- _Exercise task_
Gather all lines containing the string "components" and copy them out.

+ + + + + + +

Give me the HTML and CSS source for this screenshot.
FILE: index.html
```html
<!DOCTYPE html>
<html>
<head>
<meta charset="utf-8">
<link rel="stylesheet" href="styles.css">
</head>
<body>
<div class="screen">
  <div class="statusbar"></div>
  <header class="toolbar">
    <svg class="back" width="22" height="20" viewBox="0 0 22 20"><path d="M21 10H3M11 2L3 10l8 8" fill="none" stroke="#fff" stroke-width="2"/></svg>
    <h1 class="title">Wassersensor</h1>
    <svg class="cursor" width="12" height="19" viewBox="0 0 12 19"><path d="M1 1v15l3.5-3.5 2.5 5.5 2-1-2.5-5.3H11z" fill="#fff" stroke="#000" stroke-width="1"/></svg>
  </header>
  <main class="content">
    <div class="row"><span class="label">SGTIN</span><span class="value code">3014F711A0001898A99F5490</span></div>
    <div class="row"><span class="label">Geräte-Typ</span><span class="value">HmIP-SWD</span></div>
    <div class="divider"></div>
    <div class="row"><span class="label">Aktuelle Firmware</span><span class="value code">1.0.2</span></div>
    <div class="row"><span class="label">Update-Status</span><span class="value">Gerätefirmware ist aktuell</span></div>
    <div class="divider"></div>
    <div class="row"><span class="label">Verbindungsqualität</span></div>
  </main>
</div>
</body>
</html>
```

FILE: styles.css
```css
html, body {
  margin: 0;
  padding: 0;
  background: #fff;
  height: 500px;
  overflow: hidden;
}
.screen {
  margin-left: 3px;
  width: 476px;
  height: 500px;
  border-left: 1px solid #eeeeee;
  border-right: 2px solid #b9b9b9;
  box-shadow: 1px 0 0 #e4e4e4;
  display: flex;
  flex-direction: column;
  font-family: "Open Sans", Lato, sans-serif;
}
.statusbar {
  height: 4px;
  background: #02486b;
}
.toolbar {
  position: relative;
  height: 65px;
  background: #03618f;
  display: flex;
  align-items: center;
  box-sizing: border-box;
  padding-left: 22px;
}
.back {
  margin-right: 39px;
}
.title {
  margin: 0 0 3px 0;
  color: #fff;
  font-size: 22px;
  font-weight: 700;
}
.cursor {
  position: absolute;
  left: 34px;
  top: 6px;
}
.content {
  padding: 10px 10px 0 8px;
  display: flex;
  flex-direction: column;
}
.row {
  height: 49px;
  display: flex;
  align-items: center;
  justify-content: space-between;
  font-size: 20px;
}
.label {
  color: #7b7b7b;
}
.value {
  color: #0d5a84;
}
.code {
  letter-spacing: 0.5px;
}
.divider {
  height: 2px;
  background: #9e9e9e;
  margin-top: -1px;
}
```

+ + + + + + +

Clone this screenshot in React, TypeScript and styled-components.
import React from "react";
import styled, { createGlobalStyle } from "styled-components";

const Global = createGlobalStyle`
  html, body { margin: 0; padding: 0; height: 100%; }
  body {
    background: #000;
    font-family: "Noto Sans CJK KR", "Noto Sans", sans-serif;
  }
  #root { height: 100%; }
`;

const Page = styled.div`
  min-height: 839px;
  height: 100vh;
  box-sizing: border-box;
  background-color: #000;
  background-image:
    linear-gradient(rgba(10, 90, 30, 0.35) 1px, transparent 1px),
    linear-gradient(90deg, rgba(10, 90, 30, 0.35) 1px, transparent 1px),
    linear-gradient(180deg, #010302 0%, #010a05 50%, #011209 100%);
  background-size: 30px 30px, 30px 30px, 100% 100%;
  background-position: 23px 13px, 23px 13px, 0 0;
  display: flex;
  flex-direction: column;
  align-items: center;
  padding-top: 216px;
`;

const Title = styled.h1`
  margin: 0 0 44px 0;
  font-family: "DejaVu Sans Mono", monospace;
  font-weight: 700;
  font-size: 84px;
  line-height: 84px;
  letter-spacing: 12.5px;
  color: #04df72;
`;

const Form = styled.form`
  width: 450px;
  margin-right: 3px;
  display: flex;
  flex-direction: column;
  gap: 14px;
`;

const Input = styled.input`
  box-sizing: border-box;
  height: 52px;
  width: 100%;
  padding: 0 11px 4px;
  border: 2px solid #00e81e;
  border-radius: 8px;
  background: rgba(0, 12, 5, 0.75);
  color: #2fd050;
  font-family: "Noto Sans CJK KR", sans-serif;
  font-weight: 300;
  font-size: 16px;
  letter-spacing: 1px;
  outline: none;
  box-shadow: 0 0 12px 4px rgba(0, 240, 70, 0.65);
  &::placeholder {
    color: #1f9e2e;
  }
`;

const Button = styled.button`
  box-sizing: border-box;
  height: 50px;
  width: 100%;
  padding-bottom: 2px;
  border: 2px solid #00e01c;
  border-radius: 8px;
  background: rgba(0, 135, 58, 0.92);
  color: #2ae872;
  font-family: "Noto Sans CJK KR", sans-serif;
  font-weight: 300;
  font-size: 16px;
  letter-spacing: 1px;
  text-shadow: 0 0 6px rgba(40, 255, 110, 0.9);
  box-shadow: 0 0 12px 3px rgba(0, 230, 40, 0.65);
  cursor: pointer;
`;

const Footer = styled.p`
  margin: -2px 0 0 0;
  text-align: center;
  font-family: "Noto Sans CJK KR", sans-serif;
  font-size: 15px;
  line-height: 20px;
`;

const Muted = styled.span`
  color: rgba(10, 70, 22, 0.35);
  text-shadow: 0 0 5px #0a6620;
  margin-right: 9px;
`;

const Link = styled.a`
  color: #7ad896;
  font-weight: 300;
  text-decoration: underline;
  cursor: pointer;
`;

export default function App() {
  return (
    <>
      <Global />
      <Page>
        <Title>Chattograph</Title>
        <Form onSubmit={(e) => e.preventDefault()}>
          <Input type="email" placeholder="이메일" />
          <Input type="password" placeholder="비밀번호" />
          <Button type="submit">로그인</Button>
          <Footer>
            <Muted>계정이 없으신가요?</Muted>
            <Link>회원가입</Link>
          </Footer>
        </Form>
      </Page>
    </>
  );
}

+ + + + + + +

- _Complete answer_
Clone this screenshot in React, TypeScript and styled-components.
import styled, { createGlobalStyle } from "styled-components";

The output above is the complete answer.